Adolescence belge
« – Pourquoi tu traînes tout le temps avec le Schmet et les autres ?
– Bah. Ils sont sympas.
– Pff … C »est pas pour ça … Ils sont pas sympas ! Tu peux aimer leur côté sans limite ou être fasciné par leur confiance en eux qui est presque indécente … mais pas les trouver sympas.
– Je sais pas. Avec eux, c’est simple. On se met la tête, c’est tout. Ça fait du bien.
– Oublie pas tes vrais copains … »
Marco, un ado dans toute sa « splendeur » ! Ni pire, ni meilleur que la grande majorité des gars de son âge. Une famille aussi absente que dépassée par un père constamment en déplacement et une mère qui a toutes les peines du monde à maintenir le bateau à flot … enfin le ménage !
Marco n’est pas plus méchant qu’il en a l’air. Il est juste « paumé » entre son enfance qui s’envole et son âge adulte qui n’a pas encore atterri. Alors oui, il picole un brin, il fumette un coup, il « draguenette » sans trop savoir comment faire, … En gros, il se cherche. La famille, laquelle ? L’école … bof ! Il réussit sans trop se forcer … ou il pourrait bien réussir en se donnant un peu de peine ! Mais pourquoi ? Il n’en voit pas l’intérêt ! Les copains de virée … plus rien de fort excitant ! Toujours la même chose. Mais ce sont ses potes, alors … Les balades en scooter, oui … surtout lorsque pour rentrer il s’offre son « défi héroïque » : rouler à l’aveugle en comptant jusqu’à 10 ! Inconscient ? Plus que certain et à la longue, le risque d’un crash … La loi des probabilités en somme et surtout de la route ! Et pour lui, c’est quasi à chaque fois ! Cependant, il se relève sans trop de casse. Dès lors, pourquoi s’arrêter ? La copine ? Zoé, la fille avec qui il aimerait bien … Mais aimerait bien faire quoi ? Et comment ? Il est tellement « maladroit et gauche » quand il est avec elle ! D’autant plus, qu’elle n’est peut-être pas « libre » ! Déception et désappointement … pour ne pas dire désespoir ! L’amour est loin d’être toujours réciproque !

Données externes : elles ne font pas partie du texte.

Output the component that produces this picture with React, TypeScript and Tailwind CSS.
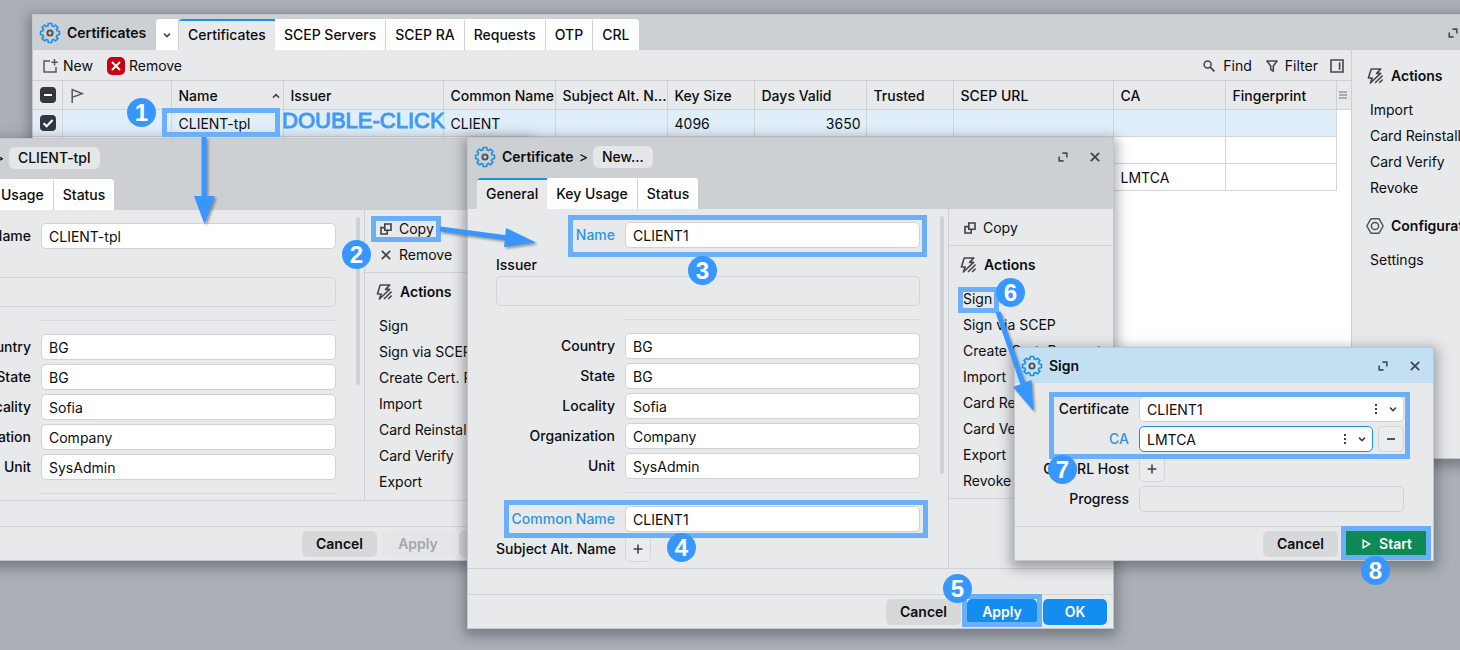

Alors il ne lui reste plus grand chose si ce n’est Oli « Schmet ». Ce dernier et sa bande semblent plus « speedés » avec leurs pilules ! Ainsi entre bitures, tests de toutes les substances et mixtures (surtout si alcoolisées) qu’il peut s’offrir, Marco est borderline ! Un malaise malsain, qu’il ne peut contrôler ni contenir et qui le pousse vers de plus en plus d’excès … par rapport à lui-même. En effet, Marco est un « gentil » qui ne ferait de mal à personne, donc il ne s’en prend qu’à lui-même ! Quitte à s’autodétruire … jusqu’à … Le récit pourrait, vu ses thèmes, apparaître comme dérangeant, oppressant pour le lecteur. Pourtant, il n’en est rien. Max de Radiguès réussit à le rendre sensible et humain pour tous. Un style où le ton et l’humour masquent les effluves et autres vapeurs d’excès. Autobiographique ? Oui probablement en partie par son cadre spatiotemporel … En Belgique, le BW (Brabant wallon) chic, voire aux alentours Genval ou dans le genre, « petite classe moyenne », dans un quartier gentiment résidentiel des années ’80-’90. Les jeunes y jouent à la console en attendant le nouveau « Zelda », sans connaître le gsm, roulent en scooter sans avoir de trottinette électrique ni d’Aixam, vont à la MJ pour voir un concert, sortent au Palla (le Palladium, ancienne boîte de nuit à Genappes aujourd’hui rasée, pour les trop jeunes qui n’ont pas connu) et écoutent de la musique via leur disc-man ! Bref, la fin des eighties forever BCBG !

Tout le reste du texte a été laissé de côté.